As a writer, she says, "I value the magazine's commitment to, and dedication to, the story and trusting where a story needs to go. It's a very rigorous editing process and fact-checking process, which is a huge gift to the writer."

Maxwell George was a story editor at the magazine from 2012-2019 and produced the Southern Music Issue from 2015-2019. In an email, he says his first impression of the OA "was like happening upon a town full of all the original, weird, true kind of people you thought were gone from the world; or being let in on a very good secret. It was like that John Prine song 'Lake Marie.' It was like seeing the Mississippi River in person for the first time."

Petrusich recalls coming across William Bowers' story about the band My Morning Jacket in the Sixth Annual Southern Music issue.

"I remember thinking that I didn't know you could do it like this. I'd read record reviews, I'd read profiles and all the traditional modes that music writing typically exists in. This was a personal essay and a meditation on place; it was discursive and strange and gorgeous."

The magazine continues to provide these experiences. It's a gateway to, among many other things, the poetry and life of Sweet Home native Henry Dumas, the haunting photography of William Eggleston, the short fiction of Breece D'J Pancake and Tina Turner's pre-fame days in St. Louis.
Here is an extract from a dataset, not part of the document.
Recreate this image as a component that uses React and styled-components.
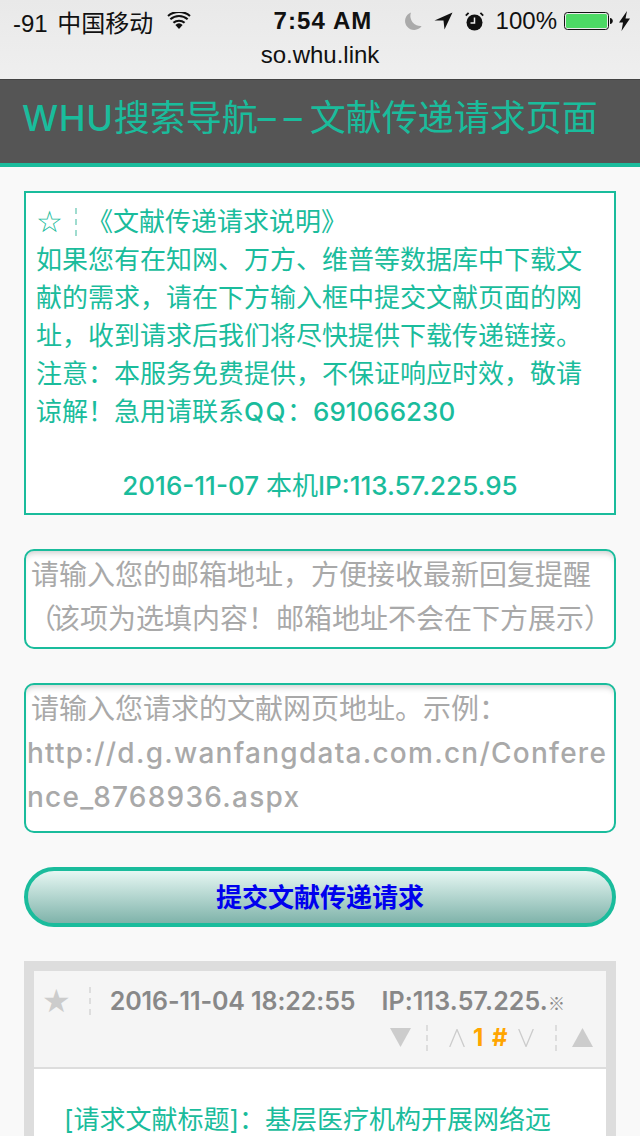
import React from "react";
import styled, { createGlobalStyle } from "styled-components";

const TEAL = "#1abc9c";
const CJK = '"Noto Sans CJK SC", sans-serif';
const LATIN = `Inter, ${CJK}`;

const GlobalStyle = createGlobalStyle`
  html, body {
    margin: 0;
    padding: 0;
    background: #f9f9f9;
  }
  * {
    box-sizing: border-box;
  }
`;

const Page = styled.div`
  width: 640px;
  height: 1136px;
  overflow: hidden;
  font-family: ${LATIN};
`;

const StatusArea = styled.div`
  height: 79px;
  background: linear-gradient(#e9e9e9, #efefef);
  font-family: "Liberation Sans", ${CJK};
  color: #111;
`;

const StatusBar = styled.div`
  height: 42px;
  display: grid;
  grid-template-columns: 1fr auto 1fr;
  align-items: center;
  padding: 0 10px 0 13px;
  font-size: 24px;
`;

const StatusLeft = styled.div`
  display: flex;
  align-items: center;
  gap: 14px;
  word-spacing: 3px;
`;

const Time = styled.div`
  margin-left: 3px;
  font-weight: 700;
  font-size: 24px;
  letter-spacing: 1.1px;
`;

const StatusRight = styled.div`
  display: flex;
  align-items: center;
  justify-content: flex-end;
  gap: 12px;
`;

const Percent = styled.span`
  margin: 0 -5px 0 0;
`;

const BatteryWrap = styled.span`
  display: flex;
  margin-right: -6px;
`;

const Domain = styled.div`
  text-align: center;
  font-size: 24px;
  line-height: 26px;
`;

const Header = styled.header`
  height: 88px;
  background: #555;
  border-top: 1px solid #444;
  border-bottom: 4px solid ${TEAL};
  padding: 16px 0 0 22px;
  color: ${TEAL};
  font-size: 36px;
  line-height: 44px;
  white-space: nowrap;
`;

const Latin = styled.span`
  font-weight: 500;
  letter-spacing: ${(p) => p.$spacing || 0}px;
`;

const Dashes = styled.span`
  letter-spacing: 8px;
`;

const Main = styled.main`
  padding: 24px 24px 0;
  display: flex;
  flex-direction: column;
  gap: 34px;
`;

const Notice = styled.section`
  height: 324px;
  background: #fff;
  border: 2px solid ${TEAL};
  padding: 10px;
  color: ${TEAL};
  font-size: 26px;
  line-height: 38px;
`;

const NoticeTitle = styled.div`
  display: flex;
  align-items: center;
`;

const Divider = styled.span`
  display: inline-block;
  flex: none;
  height: ${(p) => p.$height}px;
  margin: ${(p) => p.$margin};
  border-left: 2px dashed ${(p) => p.$color};
`;

const NoticeDate = styled.div`
  margin-top: 36px;
  text-align: center;
  font-weight: 500;
`;

const Thin = styled.span`
  font-weight: 400;
`;

const FieldWrap = styled.div`
  position: relative;
  height: ${(p) => p.$height}px;
`;

const Field = styled.textarea`
  display: block;
  width: 100%;
  height: 100%;
  resize: none;
  background: #fff;
  border: 2px solid ${TEAL};
  border-radius: 10px;
  box-shadow: inset 0 6px 6px -4px rgba(0, 0, 0, 0.2);
  overflow: hidden;
  outline: none;
`;

const Hint = styled.div`
  position: absolute;
  inset: 0;
  padding: 4px 2px 0 7px;
  pointer-events: none;
  color: #a9a9a9;
  font-size: 28px;
  line-height: 44px;
  white-space: nowrap;
`;

const HintLatin = styled.span`
  margin-left: -4px;
  font-weight: 500;
  letter-spacing: 1.25px;
`;

const OpenParen = styled.span`
  margin-left: -3px;
  letter-spacing: -4px;
`;

const SubmitButton = styled.button`
  height: 60px;
  width: 100%;
  border: 4px solid ${TEAL};
  border-radius: 30px;
  background: linear-gradient(#e6f7f3, #7fb3aa);
  color: #0000ee;
  font-family: ${CJK};
  font-size: 26px;
  font-weight: 700;
  padding: 0 0 4px;
`;

const Comment = styled.article`
  background: #ddd;
  padding: 10px 10px 0;
  height: 300px;
`;

const CommentHead = styled.div`
  height: 98px;
  background: #f5f5f5;
  border-bottom: 2px solid #ddd;
  padding: 0 13px 0 8px;
`;

const MetaRow = styled.div`
  height: 56px;
  padding-top: 4px;
  display: flex;
  align-items: center;
  color: #888;
  font-size: 25px;
  font-weight: 600;
  white-space: nowrap;
`;

const MetaDate = styled.span`
  letter-spacing: -0.1px;
`;

const IpLabel = styled.span`
  margin-left: 26px;
  letter-spacing: 0.15px;
`;

const Masked = styled.span`
  font-family: ${CJK};
  font-weight: 500;
  font-size: 17px;
`;

const VoteRow = styled.div`
  display: flex;
  align-items: center;
  justify-content: flex-end;
  height: 21px;
`;

const Star = styled.span`
  font-family: "DejaVu Sans", sans-serif;
  color: #ccc;
  font-size: 32px;
  line-height: 1;
`;

const Floor = styled.span`
  color: #ffa500;
  margin: 0 9px 0 8px;
  font-size: 24px;
  font-weight: 700;
  letter-spacing: 1.5px;
`;

const CommentBody = styled.div`
  background: #fff;
  height: 200px;
  padding: 32px 30px;
  color: ${TEAL};
  font-size: 26px;
  line-height: 38px;
`;

const Wifi = () => (
  <svg width="24" height="18" viewBox="0 0 26 20">
    <path d="M13 19l-4-4.6a6 6 0 0 1 8 0z" fill="#111" />
    <path d="M6.8 12a9.5 9.5 0 0 1 12.4 0M3.4 8a14.6 14.6 0 0 1 19.2 0M.8 4.4a19 19 0 0 1 24.4 0" fill="none" stroke="#111" strokeWidth="2.4" />
  </svg>
);

const Moon = () => (
  <svg width="19" height="19" viewBox="0 0 19 19">
    <path d="M8 .5a9 9 0 1 0 10.6 13.4A10 10 0 0 1 8 .5z" fill="#aaa" />
  </svg>
);

const Arrow = () => (
  <svg width="19" height="18" viewBox="0 0 19 18">
    <path d="M18.5 .5L.5 8.5h9l1 9z" fill="#111" />
  </svg>
);

const Alarm = () => (
  <svg width="19" height="19" viewBox="0 0 19 19">
    <circle cx="9.5" cy="10.5" r="8" fill="#111" />
    <path d="M9.5 5.5v5.5H5.5" fill="none" stroke="#eee" strokeWidth="1.5" />
    <path d="M.8 3.6L3.6.8M18.2 3.6L15.4.8" stroke="#111" strokeWidth="1.8" />
  </svg>
);

const Battery = () => (
  <svg width="49" height="18" viewBox="0 0 49 18">
    <rect x="0.5" y="0.5" width="44" height="17" rx="3" fill="none" stroke="#111" />
    <rect x="2" y="2" width="41" height="14" rx="1.5" fill="#4cd964" />
    <path d="M46 6c1.8.3 2.8 1.4 2.8 3s-1 2.7-2.8 3z" fill="#111" />
  </svg>
);

const Bolt = () => (
  <svg width="11" height="20" viewBox="0 0 11 20">
    <path d="M8 0L0 11.5h4L2.5 20 11 7.5H6.5z" fill="#111" />
  </svg>
);

const Triangle = ({ down }) => (
  <svg width="21" height="19" viewBox="0 0 21 19">
    <path d={down ? "M0 0h21L10.5 19z" : "M10.5 0L21 19H0z"} fill="#ccc" />
  </svg>
);

const Caret = ({ down }) => (
  <svg width="16" height="18" viewBox="0 0 16 18">
    <path d={down ? "M.7 0L8 17.5 15.3 0" : "M.7 18L8 .5 15.3 18"} fill="none" stroke="#ccc" strokeWidth="1.3" />
  </svg>
);

const StarOutline = styled.span`
  font-family: "DejaVu Sans", sans-serif;
  font-size: 30px;
`;

export default function App() {
  return (
    <Page>
      <GlobalStyle />
      <StatusArea>
        <StatusBar>
          <StatusLeft>
            <span>-91 中国移动</span>
            <Wifi />
          </StatusLeft>
          <Time>7:54 AM</Time>
          <StatusRight>
            <Moon />
            <Arrow />
            <Alarm />
            <Percent>100%</Percent>
            <BatteryWrap><Battery /></BatteryWrap>
            <Bolt />
          </StatusRight>
        </StatusBar>
        <Domain>so.whu.link</Domain>
      </StatusArea>
      <Header>
        <Latin $spacing={0.7}>WHU</Latin>搜索导航<Dashes>––</Dashes>文献传递请求页面
      </Header>
      <Main>
        <Notice>
          <NoticeTitle>
            <StarOutline>☆</StarOutline>
            <Divider $height={28} $margin="0 10px 0 12px" $color="#9fdccf" />
            《文献传递请求说明》
          </NoticeTitle>
          <div>如果您有在知网、万方、维普等数据库中下载文献的需求，请在下方输入框中提交文献页面的网址，收到请求后我们将尽快提供下载传递链接。注意：本服务免费提供，不保证响应时效，敬请</div>
          <div>谅解！急用请联系<Latin $spacing={1.5}>QQ</Latin>：<Latin>691066230</Latin></div>
          <NoticeDate>2016-11-07 <Thin>本机</Thin>IP:113.57.225.95</NoticeDate>
        </Notice>
        <FieldWrap $height={100}>
          <Field />
          <Hint>
            <div>请输入您的邮箱地址，方便接收最新回复提醒</div>
            <div><OpenParen>（</OpenParen>该项为选填内容！邮箱地址不会在下方展示）</div>
          </Hint>
        </FieldWrap>
        <FieldWrap $height={150}>
          <Field />
          <Hint>
            <div>请输入您请求的文献网页地址。示例：</div>
            <div><HintLatin>http://d.g.wanfangdata.com.cn/Confere</HintLatin></div>
            <div><HintLatin>nce_8768936.aspx</HintLatin></div>
          </Hint>
        </FieldWrap>
        <SubmitButton type="button">提交文献传递请求</SubmitButton>
        <Comment>
          <CommentHead>
            <MetaRow>
              <Star>★</Star>
              <Divider $height={28} $margin="0 19px 0 18px" $color="#ddd" />
              <MetaDate>2016-11-04 18:22:55</MetaDate>
              <IpLabel>IP:113.57.225.<Masked>※</Masked></IpLabel>
            </MetaRow>
            <VoteRow>
              <Triangle down />
              <Divider $height={26} $margin="0 21px 0 15px" $color="#ddd" />
              <Caret />
              <Floor>1 #</Floor>
              <Caret down />
              <Divider $height={26} $margin="0 15px 0 21px" $color="#ddd" />
              <Triangle />
            </VoteRow>
          </CommentHead>
          <CommentBody>[请求文献标题]：基层医疗机构开展网络远</CommentBody>
        </Comment>
      </Main>
    </Page>
  );
}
The OA has survived money problems and legal woes, the brutal march of the digital age with all that free content and our collective short attention span, and through it all has maintained its stature as a vessel of ideas, stories, reporting and images from this wild and fertile place.

"This year," Jackson concludes in her Editor's Letter, "the OA will create living, breathing artifacts that remind us of where we've been. They'll also move, challenge, revise, dream and reach out toward new and better ways."